U.S. Environmental Protection Agency


Date of this Version



Harmful Algae 56 (2016), pp. 77–90, http://dx.doi.org/10.1016/j.hal.2016.04.001.


U.S. government work.


A large nation-wide survey of cyanotoxins (1161 lakes) in the United States (U.S.) was conducted during the EPA National Lakes Assessment 2007. Cyanotoxin data were compared with cyanobacteria abundance- and chlorophyll-based World Health Organization (WHO) thresholds and mouse toxicity data to evaluate potential recreational risks. Cylindrospermopsins, microcystins, and saxitoxins were detected (ELISA) in 4.0, 32, and 7.7% of samples with mean concentrations of 0.56, 3.0, and 0.061 mg/L, respectively (detections only). Co-occurrence of the three cyanotoxin classes was rare (0.32%) when at least one toxin was detected. Cyanobacteria were present and dominant in 98 and 76% of samples, respectively. Potential anatoxin-, cylindrospermopsin-, microcystin-, and saxitoxin-producing cyanobacteria occurred in 81, 67, 95, and 79% of samples, respectively.

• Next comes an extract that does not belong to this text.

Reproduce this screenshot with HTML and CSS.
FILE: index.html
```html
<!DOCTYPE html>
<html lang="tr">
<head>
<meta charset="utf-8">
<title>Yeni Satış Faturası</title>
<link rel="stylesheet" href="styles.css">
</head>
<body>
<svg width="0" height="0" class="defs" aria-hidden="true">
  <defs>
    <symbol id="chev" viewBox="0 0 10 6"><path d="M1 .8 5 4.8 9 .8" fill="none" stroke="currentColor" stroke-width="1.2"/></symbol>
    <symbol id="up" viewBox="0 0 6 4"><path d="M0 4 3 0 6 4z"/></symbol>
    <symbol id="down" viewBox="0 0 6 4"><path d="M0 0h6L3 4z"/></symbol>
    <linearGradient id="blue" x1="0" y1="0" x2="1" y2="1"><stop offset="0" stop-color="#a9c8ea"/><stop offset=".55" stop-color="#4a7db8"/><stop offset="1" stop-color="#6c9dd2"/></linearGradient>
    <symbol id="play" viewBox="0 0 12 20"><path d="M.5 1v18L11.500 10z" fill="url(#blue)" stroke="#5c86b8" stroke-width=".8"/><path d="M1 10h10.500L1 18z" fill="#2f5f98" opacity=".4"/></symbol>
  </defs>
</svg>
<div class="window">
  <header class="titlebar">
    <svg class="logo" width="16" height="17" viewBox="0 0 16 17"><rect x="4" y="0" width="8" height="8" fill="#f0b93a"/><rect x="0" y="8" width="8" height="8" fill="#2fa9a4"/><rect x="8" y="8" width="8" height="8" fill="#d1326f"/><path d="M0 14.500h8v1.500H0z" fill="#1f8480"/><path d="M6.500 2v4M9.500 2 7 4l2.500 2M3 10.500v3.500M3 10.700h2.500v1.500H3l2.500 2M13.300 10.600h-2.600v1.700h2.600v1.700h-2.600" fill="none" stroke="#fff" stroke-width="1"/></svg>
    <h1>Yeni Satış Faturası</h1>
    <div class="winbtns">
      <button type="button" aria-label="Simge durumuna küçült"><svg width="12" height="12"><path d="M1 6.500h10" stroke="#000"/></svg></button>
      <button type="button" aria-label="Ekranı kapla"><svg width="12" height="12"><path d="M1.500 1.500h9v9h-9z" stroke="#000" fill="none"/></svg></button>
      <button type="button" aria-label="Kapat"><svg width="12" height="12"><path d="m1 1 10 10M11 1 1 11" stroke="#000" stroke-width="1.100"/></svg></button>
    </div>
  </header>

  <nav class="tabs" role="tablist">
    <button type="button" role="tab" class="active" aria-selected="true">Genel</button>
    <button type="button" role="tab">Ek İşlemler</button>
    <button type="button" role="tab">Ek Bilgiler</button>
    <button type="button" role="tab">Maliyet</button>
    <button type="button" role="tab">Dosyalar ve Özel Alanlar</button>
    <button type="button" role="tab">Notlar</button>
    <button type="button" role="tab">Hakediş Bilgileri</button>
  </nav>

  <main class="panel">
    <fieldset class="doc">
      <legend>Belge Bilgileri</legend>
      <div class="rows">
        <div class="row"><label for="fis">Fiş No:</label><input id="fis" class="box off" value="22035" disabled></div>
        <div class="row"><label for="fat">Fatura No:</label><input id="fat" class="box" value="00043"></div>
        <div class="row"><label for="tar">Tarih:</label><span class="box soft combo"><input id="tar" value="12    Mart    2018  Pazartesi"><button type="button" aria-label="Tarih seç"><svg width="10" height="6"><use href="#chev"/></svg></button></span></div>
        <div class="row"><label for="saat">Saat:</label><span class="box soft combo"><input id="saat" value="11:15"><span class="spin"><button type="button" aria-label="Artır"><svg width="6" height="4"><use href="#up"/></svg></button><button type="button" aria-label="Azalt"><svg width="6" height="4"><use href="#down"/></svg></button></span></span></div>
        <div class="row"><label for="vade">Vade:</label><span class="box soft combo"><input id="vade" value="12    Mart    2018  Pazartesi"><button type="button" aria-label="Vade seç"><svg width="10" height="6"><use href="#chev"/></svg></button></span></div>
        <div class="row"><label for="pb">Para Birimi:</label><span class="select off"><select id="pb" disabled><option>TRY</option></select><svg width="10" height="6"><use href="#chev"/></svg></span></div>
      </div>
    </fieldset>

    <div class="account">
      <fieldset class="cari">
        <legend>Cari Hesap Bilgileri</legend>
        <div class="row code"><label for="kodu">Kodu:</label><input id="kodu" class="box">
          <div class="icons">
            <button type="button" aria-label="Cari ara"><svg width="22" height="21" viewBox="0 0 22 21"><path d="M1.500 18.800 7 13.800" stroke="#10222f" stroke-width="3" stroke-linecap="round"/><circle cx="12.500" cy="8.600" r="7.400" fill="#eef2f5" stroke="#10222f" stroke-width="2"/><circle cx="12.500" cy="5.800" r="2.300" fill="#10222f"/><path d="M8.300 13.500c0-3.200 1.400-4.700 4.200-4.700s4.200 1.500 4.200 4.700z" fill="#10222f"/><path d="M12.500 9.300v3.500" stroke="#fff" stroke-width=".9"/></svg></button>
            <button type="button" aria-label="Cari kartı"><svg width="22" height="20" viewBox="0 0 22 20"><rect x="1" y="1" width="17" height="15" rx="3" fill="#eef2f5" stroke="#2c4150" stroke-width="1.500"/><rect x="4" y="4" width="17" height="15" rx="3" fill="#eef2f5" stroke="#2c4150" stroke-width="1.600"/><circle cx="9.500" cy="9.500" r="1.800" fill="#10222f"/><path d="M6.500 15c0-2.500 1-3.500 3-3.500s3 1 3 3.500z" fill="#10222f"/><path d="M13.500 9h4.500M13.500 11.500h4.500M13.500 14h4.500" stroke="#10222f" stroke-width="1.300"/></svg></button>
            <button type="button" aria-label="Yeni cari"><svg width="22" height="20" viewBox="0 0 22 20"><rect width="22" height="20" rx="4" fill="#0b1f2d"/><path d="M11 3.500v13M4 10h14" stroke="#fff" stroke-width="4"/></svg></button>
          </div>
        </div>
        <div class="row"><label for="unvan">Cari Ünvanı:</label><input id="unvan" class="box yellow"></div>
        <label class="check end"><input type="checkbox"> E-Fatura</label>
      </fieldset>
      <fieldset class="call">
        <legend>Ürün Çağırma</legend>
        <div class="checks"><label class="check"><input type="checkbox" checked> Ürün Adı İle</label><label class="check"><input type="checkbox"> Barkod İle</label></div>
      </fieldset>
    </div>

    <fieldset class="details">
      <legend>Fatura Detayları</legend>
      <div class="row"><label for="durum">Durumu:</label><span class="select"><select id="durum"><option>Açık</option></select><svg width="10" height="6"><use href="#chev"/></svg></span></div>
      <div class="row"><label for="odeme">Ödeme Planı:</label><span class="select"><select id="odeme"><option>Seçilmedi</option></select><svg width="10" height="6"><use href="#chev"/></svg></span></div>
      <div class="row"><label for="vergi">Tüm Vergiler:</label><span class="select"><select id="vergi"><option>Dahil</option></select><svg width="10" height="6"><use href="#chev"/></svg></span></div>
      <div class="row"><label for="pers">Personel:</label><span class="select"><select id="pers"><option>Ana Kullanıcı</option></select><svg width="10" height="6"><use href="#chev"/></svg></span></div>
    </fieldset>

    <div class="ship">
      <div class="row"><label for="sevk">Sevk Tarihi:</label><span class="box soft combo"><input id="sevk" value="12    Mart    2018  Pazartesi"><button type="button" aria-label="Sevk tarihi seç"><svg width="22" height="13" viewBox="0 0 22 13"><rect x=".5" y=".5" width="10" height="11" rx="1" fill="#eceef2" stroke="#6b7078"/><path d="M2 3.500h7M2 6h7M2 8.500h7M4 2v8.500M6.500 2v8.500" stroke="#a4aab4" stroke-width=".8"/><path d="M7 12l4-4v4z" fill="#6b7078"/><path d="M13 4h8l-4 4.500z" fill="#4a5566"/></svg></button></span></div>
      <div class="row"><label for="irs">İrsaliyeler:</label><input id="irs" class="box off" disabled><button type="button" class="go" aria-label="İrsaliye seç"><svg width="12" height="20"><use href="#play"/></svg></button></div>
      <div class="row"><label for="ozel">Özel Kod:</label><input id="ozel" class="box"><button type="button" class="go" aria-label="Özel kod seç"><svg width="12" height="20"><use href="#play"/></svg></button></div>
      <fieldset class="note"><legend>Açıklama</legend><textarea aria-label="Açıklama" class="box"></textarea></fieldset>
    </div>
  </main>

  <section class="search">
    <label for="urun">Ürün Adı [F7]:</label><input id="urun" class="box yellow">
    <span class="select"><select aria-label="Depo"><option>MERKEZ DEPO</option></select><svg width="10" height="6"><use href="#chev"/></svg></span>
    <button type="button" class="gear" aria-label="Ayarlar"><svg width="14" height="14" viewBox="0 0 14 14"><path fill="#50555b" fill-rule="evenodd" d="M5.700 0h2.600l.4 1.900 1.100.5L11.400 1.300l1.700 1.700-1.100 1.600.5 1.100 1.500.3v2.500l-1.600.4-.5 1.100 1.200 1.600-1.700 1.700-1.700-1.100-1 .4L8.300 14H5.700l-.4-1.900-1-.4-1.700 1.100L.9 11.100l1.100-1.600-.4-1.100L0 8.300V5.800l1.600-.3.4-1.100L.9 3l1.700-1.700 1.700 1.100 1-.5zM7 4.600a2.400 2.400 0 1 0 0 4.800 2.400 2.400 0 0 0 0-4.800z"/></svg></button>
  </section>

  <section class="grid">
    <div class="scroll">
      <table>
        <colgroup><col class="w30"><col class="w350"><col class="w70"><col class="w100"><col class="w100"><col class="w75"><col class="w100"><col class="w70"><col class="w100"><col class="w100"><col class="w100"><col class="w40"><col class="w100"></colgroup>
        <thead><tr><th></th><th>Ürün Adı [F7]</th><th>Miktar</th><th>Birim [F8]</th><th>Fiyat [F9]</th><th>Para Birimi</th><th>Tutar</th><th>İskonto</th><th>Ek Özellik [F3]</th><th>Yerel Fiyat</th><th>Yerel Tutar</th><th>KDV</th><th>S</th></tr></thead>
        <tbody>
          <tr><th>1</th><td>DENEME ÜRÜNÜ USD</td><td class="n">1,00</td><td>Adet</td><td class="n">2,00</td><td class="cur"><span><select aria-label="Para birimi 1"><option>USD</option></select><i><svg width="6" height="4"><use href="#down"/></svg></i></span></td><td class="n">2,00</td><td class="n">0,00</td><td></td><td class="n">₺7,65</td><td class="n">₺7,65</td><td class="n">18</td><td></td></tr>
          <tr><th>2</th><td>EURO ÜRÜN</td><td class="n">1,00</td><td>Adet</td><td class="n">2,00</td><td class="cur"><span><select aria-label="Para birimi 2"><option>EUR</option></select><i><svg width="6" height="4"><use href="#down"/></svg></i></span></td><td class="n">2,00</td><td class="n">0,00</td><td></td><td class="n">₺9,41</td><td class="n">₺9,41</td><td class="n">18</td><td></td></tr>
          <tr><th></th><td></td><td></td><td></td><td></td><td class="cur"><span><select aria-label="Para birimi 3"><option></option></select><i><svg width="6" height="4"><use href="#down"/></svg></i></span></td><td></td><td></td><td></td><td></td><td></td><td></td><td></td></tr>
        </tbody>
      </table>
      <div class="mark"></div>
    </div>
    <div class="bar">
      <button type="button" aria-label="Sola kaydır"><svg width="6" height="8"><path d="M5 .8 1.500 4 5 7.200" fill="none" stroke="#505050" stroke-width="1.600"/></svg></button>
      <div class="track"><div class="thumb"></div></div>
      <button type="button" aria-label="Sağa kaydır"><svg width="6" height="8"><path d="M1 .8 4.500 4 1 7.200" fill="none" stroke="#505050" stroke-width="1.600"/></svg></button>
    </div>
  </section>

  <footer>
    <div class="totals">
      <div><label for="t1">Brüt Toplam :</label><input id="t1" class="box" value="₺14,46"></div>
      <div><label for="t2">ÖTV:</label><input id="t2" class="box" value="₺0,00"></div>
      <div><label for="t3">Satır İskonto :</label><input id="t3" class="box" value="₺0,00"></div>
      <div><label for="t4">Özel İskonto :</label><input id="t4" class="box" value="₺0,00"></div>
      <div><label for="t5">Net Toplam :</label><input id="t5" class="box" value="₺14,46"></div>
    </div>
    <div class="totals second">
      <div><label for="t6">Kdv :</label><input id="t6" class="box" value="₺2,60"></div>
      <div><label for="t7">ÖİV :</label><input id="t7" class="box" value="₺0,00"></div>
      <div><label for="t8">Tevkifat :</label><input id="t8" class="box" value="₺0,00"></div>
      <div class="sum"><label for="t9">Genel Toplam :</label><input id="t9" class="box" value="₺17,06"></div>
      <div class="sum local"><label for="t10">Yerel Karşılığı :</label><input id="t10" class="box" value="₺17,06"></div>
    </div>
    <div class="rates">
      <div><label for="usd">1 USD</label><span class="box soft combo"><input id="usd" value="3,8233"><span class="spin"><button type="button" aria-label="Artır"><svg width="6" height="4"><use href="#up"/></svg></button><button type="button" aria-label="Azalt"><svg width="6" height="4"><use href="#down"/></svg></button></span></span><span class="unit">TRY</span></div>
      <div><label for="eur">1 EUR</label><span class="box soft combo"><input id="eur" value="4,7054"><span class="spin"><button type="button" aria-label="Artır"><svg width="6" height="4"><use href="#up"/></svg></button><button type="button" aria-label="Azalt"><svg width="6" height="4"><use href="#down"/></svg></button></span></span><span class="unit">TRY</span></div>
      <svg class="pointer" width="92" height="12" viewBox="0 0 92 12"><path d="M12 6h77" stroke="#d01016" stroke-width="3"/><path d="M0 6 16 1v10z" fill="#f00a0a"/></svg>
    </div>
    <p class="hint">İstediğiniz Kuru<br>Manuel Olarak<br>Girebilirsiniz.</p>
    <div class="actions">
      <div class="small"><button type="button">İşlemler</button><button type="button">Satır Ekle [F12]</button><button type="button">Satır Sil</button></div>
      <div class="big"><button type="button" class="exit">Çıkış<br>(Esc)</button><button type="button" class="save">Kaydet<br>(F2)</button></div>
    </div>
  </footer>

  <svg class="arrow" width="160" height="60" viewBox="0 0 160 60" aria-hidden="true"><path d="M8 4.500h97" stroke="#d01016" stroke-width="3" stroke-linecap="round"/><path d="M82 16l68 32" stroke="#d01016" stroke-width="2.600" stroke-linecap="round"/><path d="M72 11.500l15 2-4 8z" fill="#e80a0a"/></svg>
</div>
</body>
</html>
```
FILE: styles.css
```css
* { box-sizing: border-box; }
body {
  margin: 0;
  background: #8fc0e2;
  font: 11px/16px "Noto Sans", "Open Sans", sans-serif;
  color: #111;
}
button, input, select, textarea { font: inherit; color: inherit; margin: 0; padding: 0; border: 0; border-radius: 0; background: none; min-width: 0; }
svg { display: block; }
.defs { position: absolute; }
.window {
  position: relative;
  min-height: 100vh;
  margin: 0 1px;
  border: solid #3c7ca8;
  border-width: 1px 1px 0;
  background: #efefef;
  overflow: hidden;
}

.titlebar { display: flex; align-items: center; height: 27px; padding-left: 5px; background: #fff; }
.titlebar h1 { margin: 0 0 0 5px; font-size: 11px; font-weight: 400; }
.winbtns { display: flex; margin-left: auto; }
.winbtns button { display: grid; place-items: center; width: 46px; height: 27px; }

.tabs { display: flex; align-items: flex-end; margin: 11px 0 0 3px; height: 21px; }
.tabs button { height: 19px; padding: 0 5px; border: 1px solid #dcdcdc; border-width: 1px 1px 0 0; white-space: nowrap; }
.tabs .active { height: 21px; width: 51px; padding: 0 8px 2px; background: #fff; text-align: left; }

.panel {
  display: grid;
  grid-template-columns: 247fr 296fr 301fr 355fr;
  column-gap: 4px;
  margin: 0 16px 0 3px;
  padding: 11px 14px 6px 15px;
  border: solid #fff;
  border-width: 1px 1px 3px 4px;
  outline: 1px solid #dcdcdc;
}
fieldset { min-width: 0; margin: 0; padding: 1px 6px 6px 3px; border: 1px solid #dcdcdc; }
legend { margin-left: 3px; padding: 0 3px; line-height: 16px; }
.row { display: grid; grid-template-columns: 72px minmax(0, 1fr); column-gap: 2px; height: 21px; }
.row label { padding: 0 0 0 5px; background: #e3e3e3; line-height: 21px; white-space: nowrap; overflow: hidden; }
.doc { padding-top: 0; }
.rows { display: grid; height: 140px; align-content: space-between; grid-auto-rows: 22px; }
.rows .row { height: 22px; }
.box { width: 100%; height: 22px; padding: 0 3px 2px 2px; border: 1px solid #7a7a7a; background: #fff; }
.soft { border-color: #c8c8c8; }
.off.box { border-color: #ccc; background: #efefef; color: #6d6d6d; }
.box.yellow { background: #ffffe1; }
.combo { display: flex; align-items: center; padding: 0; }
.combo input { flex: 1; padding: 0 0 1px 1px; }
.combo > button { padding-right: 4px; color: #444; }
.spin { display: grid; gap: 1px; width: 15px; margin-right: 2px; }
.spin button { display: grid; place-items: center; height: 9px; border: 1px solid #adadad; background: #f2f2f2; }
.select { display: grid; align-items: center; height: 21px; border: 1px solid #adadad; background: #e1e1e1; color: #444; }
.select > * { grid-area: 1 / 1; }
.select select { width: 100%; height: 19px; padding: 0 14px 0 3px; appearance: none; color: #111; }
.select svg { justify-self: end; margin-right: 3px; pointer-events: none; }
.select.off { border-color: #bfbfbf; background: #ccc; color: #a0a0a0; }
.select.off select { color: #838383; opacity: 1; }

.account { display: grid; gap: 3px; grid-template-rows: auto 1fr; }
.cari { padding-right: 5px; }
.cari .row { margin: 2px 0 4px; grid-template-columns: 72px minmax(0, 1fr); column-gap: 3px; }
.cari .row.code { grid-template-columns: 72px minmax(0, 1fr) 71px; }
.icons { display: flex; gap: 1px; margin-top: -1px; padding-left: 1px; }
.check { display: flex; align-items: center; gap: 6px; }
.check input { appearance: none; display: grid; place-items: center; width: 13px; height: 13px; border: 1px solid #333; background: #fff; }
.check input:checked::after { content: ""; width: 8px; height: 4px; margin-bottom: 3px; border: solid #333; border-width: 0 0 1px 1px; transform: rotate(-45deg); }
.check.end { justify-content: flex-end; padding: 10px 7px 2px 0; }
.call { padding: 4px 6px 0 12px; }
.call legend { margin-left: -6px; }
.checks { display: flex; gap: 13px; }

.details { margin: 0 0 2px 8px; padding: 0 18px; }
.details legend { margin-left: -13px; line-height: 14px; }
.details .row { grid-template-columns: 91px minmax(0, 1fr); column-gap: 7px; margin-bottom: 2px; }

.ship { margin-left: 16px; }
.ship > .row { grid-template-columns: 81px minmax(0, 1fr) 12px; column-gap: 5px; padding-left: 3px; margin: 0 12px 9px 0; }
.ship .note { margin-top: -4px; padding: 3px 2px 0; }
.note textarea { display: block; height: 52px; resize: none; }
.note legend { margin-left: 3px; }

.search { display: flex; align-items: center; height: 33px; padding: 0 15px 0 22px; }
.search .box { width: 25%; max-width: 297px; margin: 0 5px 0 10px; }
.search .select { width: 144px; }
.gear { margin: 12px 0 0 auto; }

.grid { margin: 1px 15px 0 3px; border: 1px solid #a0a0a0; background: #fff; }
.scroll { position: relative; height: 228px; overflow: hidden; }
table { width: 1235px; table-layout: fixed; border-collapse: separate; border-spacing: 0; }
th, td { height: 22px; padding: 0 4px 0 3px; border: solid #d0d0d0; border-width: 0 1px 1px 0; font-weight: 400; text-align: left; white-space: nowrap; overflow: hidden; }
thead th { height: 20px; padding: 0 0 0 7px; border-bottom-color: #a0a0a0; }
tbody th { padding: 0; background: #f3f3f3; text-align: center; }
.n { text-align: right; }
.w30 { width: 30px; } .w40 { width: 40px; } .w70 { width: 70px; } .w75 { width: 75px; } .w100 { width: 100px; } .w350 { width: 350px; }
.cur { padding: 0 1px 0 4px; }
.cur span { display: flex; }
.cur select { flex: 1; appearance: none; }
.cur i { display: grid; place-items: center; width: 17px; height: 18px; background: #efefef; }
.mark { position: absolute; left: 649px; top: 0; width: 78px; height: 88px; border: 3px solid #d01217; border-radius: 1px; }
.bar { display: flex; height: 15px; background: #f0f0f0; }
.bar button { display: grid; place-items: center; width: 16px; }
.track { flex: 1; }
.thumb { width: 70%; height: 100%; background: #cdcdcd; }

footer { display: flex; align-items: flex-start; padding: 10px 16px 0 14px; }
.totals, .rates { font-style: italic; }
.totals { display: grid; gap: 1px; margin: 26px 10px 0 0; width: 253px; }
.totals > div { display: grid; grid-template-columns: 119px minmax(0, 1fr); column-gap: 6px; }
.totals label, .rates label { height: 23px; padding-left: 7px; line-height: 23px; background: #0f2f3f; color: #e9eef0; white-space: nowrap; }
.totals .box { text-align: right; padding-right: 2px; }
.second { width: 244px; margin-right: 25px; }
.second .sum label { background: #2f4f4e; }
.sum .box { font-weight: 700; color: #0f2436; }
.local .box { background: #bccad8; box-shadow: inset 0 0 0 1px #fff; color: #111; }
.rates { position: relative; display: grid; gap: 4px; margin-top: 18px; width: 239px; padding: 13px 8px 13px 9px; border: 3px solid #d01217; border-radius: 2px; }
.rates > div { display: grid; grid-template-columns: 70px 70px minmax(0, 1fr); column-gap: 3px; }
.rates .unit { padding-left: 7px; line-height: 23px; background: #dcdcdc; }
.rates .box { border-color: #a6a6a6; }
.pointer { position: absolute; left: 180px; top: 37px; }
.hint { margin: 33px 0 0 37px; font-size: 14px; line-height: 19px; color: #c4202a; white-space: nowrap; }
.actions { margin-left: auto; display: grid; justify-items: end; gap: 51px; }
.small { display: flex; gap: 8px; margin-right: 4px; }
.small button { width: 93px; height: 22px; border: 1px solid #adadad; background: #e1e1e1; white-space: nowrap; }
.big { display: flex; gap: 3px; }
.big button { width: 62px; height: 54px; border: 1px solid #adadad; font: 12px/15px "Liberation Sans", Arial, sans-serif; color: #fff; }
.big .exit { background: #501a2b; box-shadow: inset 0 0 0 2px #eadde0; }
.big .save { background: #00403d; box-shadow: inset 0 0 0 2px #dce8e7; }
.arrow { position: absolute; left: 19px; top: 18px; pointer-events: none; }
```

Anatoxin-a and nodularin-R were detected (LC/MS/MS) in 15 and 3.7% samples (n = 27). The WHO moderate and high risk thresholds for microcystins, cyanobacteria abundance, and total chlorophyll were exceeded in 1.1, 27, and 44% of samples, respectively. Complete agreement by all three WHO microcystin metrics occurred in 27% of samples. This suggests that WHO microcystin metrics based on total chlorophyll and cyanobacterial abundance can overestimate microcystin risk when compared to WHO microcystin thresholds. The lack of parity among the WHO thresholds was expected since chlorophyll is common amongst all phytoplankton and not all cyanobacteria produce microcystins.